§ **WHAT YOU WILL DO**
Word for word, quote all of the material, omitting the pictures.

§ **DATA SEGMENT**
# # # #
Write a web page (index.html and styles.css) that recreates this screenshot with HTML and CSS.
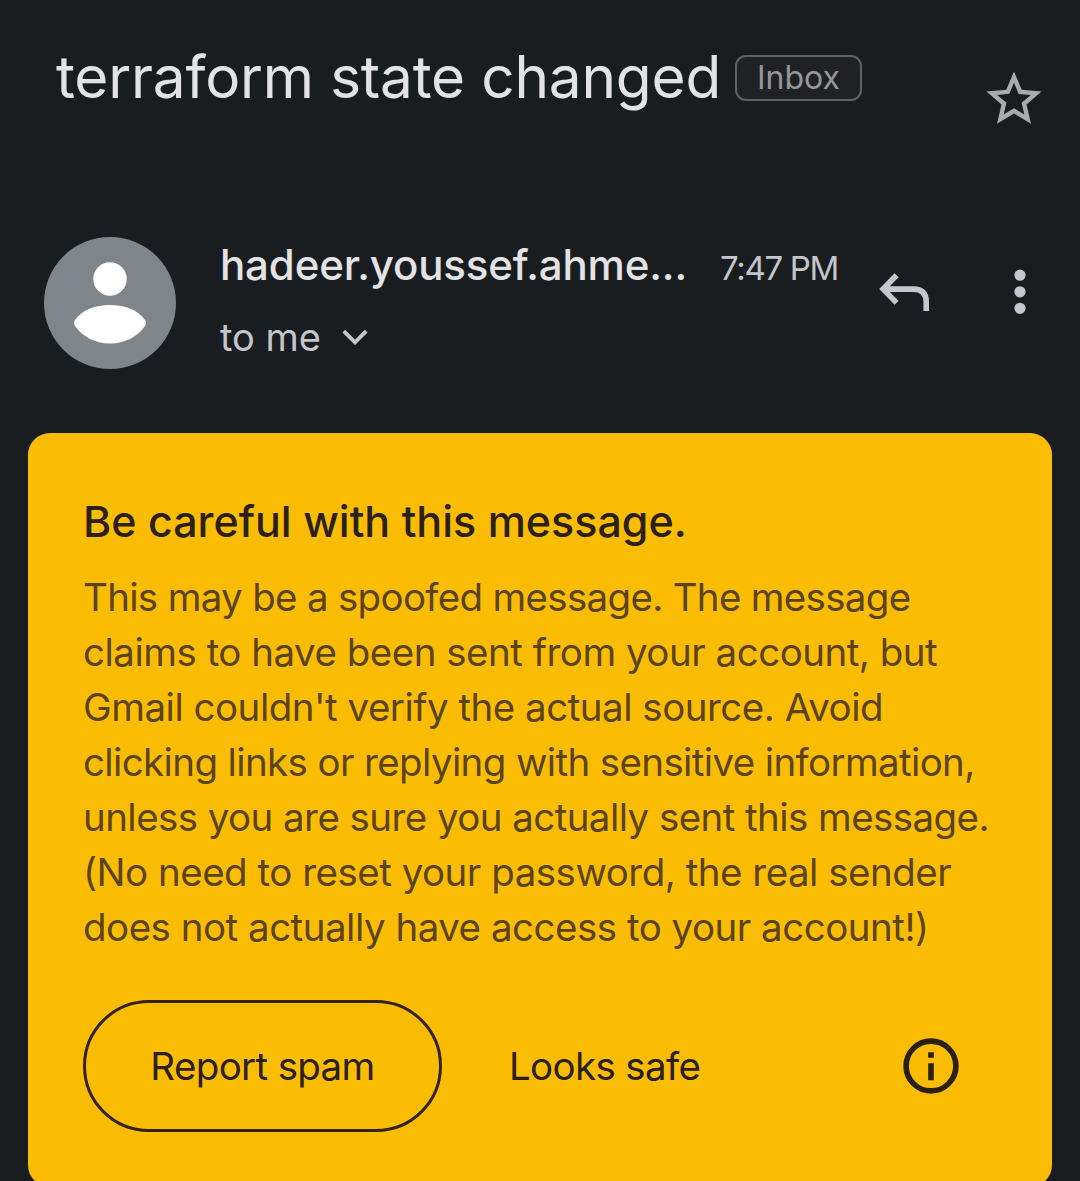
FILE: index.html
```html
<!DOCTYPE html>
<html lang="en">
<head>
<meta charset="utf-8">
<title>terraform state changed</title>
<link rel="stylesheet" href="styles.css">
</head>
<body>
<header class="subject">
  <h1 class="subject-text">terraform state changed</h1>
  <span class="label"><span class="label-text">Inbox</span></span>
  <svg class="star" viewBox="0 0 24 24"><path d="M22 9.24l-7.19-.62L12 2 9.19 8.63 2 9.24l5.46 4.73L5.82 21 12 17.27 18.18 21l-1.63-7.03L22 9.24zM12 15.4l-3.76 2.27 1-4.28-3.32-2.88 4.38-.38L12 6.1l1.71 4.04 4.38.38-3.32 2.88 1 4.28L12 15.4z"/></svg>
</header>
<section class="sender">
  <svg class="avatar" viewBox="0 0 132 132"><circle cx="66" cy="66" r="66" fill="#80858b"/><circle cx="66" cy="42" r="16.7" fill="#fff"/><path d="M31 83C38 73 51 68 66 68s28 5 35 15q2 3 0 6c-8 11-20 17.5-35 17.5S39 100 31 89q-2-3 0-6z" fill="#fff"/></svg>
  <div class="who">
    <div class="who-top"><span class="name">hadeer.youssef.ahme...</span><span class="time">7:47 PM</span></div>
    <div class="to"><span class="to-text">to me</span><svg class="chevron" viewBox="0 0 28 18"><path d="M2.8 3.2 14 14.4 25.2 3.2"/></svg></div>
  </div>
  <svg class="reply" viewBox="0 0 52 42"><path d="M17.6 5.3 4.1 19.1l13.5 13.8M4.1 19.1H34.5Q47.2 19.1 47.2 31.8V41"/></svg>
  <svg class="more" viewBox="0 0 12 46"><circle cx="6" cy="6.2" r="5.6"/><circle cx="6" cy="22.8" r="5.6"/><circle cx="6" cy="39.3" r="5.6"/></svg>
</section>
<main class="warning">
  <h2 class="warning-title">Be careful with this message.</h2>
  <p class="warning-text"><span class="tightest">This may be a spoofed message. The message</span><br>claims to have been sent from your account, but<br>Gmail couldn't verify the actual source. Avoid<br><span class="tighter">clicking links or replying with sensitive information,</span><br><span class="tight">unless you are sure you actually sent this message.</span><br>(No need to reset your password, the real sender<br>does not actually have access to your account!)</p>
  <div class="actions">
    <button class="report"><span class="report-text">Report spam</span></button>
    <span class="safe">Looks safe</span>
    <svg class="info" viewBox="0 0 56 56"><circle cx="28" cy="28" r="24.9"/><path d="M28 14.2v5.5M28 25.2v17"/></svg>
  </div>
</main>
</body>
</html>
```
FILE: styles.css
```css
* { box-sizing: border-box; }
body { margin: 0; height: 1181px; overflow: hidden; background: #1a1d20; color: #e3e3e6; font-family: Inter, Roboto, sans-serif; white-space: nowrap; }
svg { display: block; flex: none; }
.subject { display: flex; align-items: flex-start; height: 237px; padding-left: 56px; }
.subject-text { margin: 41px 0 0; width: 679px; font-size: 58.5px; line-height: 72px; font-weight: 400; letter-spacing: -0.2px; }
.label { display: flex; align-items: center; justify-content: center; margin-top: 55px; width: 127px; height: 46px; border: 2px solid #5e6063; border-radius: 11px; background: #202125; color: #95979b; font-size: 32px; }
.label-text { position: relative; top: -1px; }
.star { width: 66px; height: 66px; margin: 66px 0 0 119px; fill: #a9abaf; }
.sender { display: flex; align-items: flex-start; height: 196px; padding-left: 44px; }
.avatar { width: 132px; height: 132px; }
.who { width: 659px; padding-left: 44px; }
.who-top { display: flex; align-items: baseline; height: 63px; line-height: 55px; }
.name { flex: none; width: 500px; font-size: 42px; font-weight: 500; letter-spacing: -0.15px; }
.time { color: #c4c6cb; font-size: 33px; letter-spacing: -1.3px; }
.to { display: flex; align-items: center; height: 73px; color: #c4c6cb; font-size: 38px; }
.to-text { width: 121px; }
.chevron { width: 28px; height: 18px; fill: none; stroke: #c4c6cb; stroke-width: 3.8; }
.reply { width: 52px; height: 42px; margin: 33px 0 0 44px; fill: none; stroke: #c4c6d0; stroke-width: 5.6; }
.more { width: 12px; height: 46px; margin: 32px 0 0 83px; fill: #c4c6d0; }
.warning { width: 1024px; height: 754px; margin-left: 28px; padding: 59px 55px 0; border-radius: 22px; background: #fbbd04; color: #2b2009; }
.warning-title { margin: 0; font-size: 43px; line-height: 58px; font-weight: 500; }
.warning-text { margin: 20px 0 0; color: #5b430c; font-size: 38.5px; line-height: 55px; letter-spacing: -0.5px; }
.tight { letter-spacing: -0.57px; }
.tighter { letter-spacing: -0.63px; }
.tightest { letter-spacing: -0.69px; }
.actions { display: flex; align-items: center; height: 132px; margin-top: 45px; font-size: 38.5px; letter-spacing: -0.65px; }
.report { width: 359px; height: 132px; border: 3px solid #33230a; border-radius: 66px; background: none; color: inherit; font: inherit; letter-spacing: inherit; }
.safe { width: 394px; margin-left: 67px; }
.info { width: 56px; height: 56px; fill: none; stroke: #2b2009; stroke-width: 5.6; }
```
# # # #
§ **WORKED ANSWER**
Write a web page (index.html and styles.css) that recreates this screenshot with HTML and CSS.
FILE: index.html
```html
<!DOCTYPE html>
<html lang="en">
<head>
<meta charset="utf-8">
<title>terraform state changed</title>
<link rel="stylesheet" href="styles.css">
</head>
<body>
<header class="subject">
  <h1 class="subject-text">terraform state changed</h1>
  <span class="label"><span class="label-text">Inbox</span></span>
  <svg class="star" viewBox="0 0 24 24"><path d="M22 9.24l-7.19-.62L12 2 9.19 8.63 2 9.24l5.46 4.73L5.82 21 12 17.27 18.18 21l-1.63-7.03L22 9.24zM12 15.4l-3.76 2.27 1-4.28-3.32-2.88 4.38-.38L12 6.1l1.71 4.04 4.38.38-3.32 2.88 1 4.28L12 15.4z"/></svg>
</header>
<section class="sender">
  <svg class="avatar" viewBox="0 0 132 132"><circle cx="66" cy="66" r="66" fill="#80858b"/><circle cx="66" cy="42" r="16.7" fill="#fff"/><path d="M31 83C38 73 51 68 66 68s28 5 35 15q2 3 0 6c-8 11-20 17.5-35 17.5S39 100 31 89q-2-3 0-6z" fill="#fff"/></svg>
  <div class="who">
    <div class="who-top"><span class="name">hadeer.youssef.ahme...</span><span class="time">7:47 PM</span></div>
    <div class="to"><span class="to-text">to me</span><svg class="chevron" viewBox="0 0 28 18"><path d="M2.8 3.2 14 14.4 25.2 3.2"/></svg></div>
  </div>
  <svg class="reply" viewBox="0 0 52 42"><path d="M17.6 5.3 4.1 19.1l13.5 13.8M4.1 19.1H34.5Q47.2 19.1 47.2 31.8V41"/></svg>
  <svg class="more" viewBox="0 0 12 46"><circle cx="6" cy="6.2" r="5.6"/><circle cx="6" cy="22.8" r="5.6"/><circle cx="6" cy="39.3" r="5.6"/></svg>
</section>
<main class="warning">
  <h2 class="warning-title">Be careful with this message.</h2>
  <p class="warning-text"><span class="tightest">This may be a spoofed message. The message</span><br>claims to have been sent from your account, but<br>Gmail couldn't verify the actual source. Avoid<br><span class="tighter">clicking links or replying with sensitive information,</span><br><span class="tight">unless you are sure you actually sent this message.</span><br>(No need to reset your password, the real sender<br>does not actually have access to your account!)</p>
  <div class="actions">
    <button class="report"><span class="report-text">Report spam</span></button>
    <span class="safe">Looks safe</span>
    <svg class="info" viewBox="0 0 56 56"><circle cx="28" cy="28" r="24.9"/><path d="M28 14.2v5.5M28 25.2v17"/></svg>
  </div>
</main>
</body>
</html>
```
FILE: styles.css
```css
* { box-sizing: border-box; }
body { margin: 0; height: 1181px; overflow: hidden; background: #1a1d20; color: #e3e3e6; font-family: Inter, Roboto, sans-serif; white-space: nowrap; }
svg { display: block; flex: none; }
.subject { display: flex; align-items: flex-start; height: 237px; padding-left: 56px; }
.subject-text { margin: 41px 0 0; width: 679px; font-size: 58.5px; line-height: 72px; font-weight: 400; letter-spacing: -0.2px; }
.label { display: flex; align-items: center; justify-content: center; margin-top: 55px; width: 127px; height: 46px; border: 2px solid #5e6063; border-radius: 11px; background: #202125; color: #95979b; font-size: 32px; }
.label-text { position: relative; top: -1px; }
.star { width: 66px; height: 66px; margin: 66px 0 0 119px; fill: #a9abaf; }
.sender { display: flex; align-items: flex-start; height: 196px; padding-left: 44px; }
.avatar { width: 132px; height: 132px; }
.who { width: 659px; padding-left: 44px; }
.who-top { display: flex; align-items: baseline; height: 63px; line-height: 55px; }
.name { flex: none; width: 500px; font-size: 42px; font-weight: 500; letter-spacing: -0.15px; }
.time { color: #c4c6cb; font-size: 33px; letter-spacing: -1.3px; }
.to { display: flex; align-items: center; height: 73px; color: #c4c6cb; font-size: 38px; }
.to-text { width: 121px; }
.chevron { width: 28px; height: 18px; fill: none; stroke: #c4c6cb; stroke-width: 3.8; }
.reply { width: 52px; height: 42px; margin: 33px 0 0 44px; fill: none; stroke: #c4c6d0; stroke-width: 5.6; }
.more { width: 12px; height: 46px; margin: 32px 0 0 83px; fill: #c4c6d0; }
.warning { width: 1024px; height: 754px; margin-left: 28px; padding: 59px 55px 0; border-radius: 22px; background: #fbbd04; color: #2b2009; }
.warning-title { margin: 0; font-size: 43px; line-height: 58px; font-weight: 500; }
.warning-text { margin: 20px 0 0; color: #5b430c; font-size: 38.5px; line-height: 55px; letter-spacing: -0.5px; }
.tight { letter-spacing: -0.57px; }
.tighter { letter-spacing: -0.63px; }
.tightest { letter-spacing: -0.69px; }
.actions { display: flex; align-items: center; height: 132px; margin-top: 45px; font-size: 38.5px; letter-spacing: -0.65px; }
.report { width: 359px; height: 132px; border: 3px solid #33230a; border-radius: 66px; background: none; color: inherit; font: inherit; letter-spacing: inherit; }
.safe { width: 394px; margin-left: 67px; }
.info { width: 56px; height: 56px; fill: none; stroke: #2b2009; stroke-width: 5.6; }
```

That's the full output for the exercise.